### Exercise directions
Repeat the material verbatim. Images are excluded from the copy.

### Exercise data
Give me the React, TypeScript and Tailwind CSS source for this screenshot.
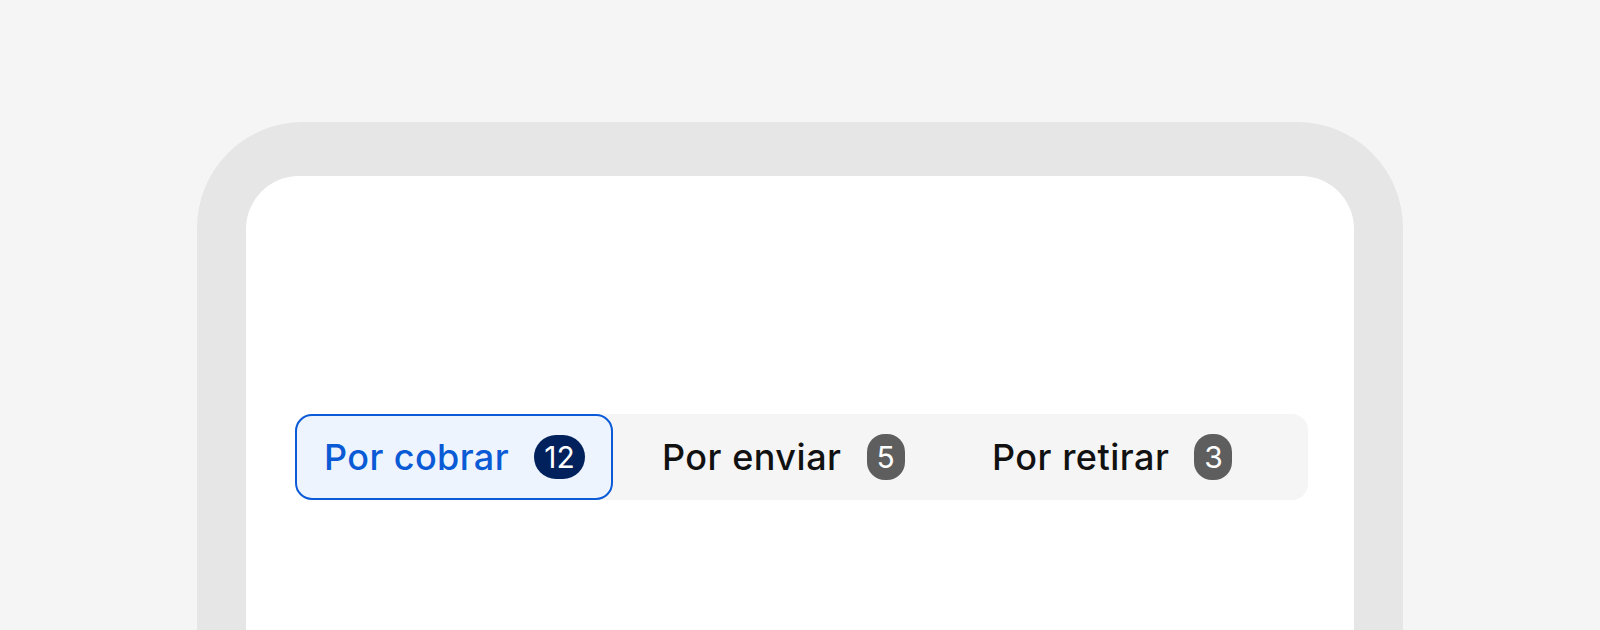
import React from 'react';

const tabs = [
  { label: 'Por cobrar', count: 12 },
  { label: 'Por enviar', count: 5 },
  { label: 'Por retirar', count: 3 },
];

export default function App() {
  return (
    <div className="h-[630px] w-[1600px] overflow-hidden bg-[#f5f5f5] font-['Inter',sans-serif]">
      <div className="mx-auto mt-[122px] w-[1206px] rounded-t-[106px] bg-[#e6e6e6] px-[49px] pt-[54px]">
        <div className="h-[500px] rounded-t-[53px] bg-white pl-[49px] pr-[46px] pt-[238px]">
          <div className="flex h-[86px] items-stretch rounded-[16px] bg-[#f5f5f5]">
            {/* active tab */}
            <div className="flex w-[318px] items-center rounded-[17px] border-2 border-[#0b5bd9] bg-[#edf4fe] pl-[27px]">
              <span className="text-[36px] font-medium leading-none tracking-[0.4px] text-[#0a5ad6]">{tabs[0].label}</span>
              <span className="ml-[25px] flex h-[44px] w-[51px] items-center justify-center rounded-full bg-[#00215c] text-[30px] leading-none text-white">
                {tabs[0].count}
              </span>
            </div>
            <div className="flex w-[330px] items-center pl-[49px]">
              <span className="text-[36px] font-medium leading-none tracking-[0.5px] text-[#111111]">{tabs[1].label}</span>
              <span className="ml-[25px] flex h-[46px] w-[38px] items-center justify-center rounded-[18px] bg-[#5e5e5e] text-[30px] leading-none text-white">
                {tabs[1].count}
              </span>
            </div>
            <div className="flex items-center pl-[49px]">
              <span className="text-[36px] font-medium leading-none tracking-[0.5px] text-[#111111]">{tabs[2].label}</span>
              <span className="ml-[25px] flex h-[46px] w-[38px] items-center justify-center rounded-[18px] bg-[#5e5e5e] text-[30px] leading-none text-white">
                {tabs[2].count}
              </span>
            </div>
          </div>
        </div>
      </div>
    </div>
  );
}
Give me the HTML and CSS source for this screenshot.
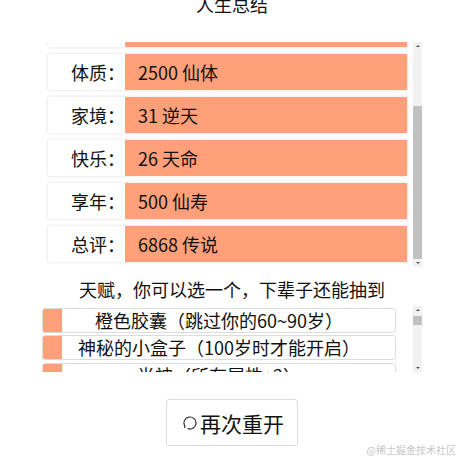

### Result of this task
Give me the React, TypeScript and Tailwind CSS source for this screenshot.
import React from 'react';

const tabs = [
  { label: 'Por cobrar', count: 12 },
  { label: 'Por enviar', count: 5 },
  { label: 'Por retirar', count: 3 },
];

export default function App() {
  return (
    <div className="h-[630px] w-[1600px] overflow-hidden bg-[#f5f5f5] font-['Inter',sans-serif]">
      <div className="mx-auto mt-[122px] w-[1206px] rounded-t-[106px] bg-[#e6e6e6] px-[49px] pt-[54px]">
        <div className="h-[500px] rounded-t-[53px] bg-white pl-[49px] pr-[46px] pt-[238px]">
          <div className="flex h-[86px] items-stretch rounded-[16px] bg-[#f5f5f5]">
            {/* active tab */}
            <div className="flex w-[318px] items-center rounded-[17px] border-2 border-[#0b5bd9] bg-[#edf4fe] pl-[27px]">
              <span className="text-[36px] font-medium leading-none tracking-[0.4px] text-[#0a5ad6]">{tabs[0].label}</span>
              <span className="ml-[25px] flex h-[44px] w-[51px] items-center justify-center rounded-full bg-[#00215c] text-[30px] leading-none text-white">
                {tabs[0].count}
              </span>
            </div>
            <div className="flex w-[330px] items-center pl-[49px]">
              <span className="text-[36px] font-medium leading-none tracking-[0.5px] text-[#111111]">{tabs[1].label}</span>
              <span className="ml-[25px] flex h-[46px] w-[38px] items-center justify-center rounded-[18px] bg-[#5e5e5e] text-[30px] leading-none text-white">
                {tabs[1].count}
              </span>
            </div>
            <div className="flex items-center pl-[49px]">
              <span className="text-[36px] font-medium leading-none tracking-[0.5px] text-[#111111]">{tabs[2].label}</span>
              <span className="ml-[25px] flex h-[46px] w-[38px] items-center justify-center rounded-[18px] bg-[#5e5e5e] text-[30px] leading-none text-white">
                {tabs[2].count}
              </span>
            </div>
          </div>
        </div>
      </div>
    </div>
  );
}
Give me the HTML and CSS source for this screenshot.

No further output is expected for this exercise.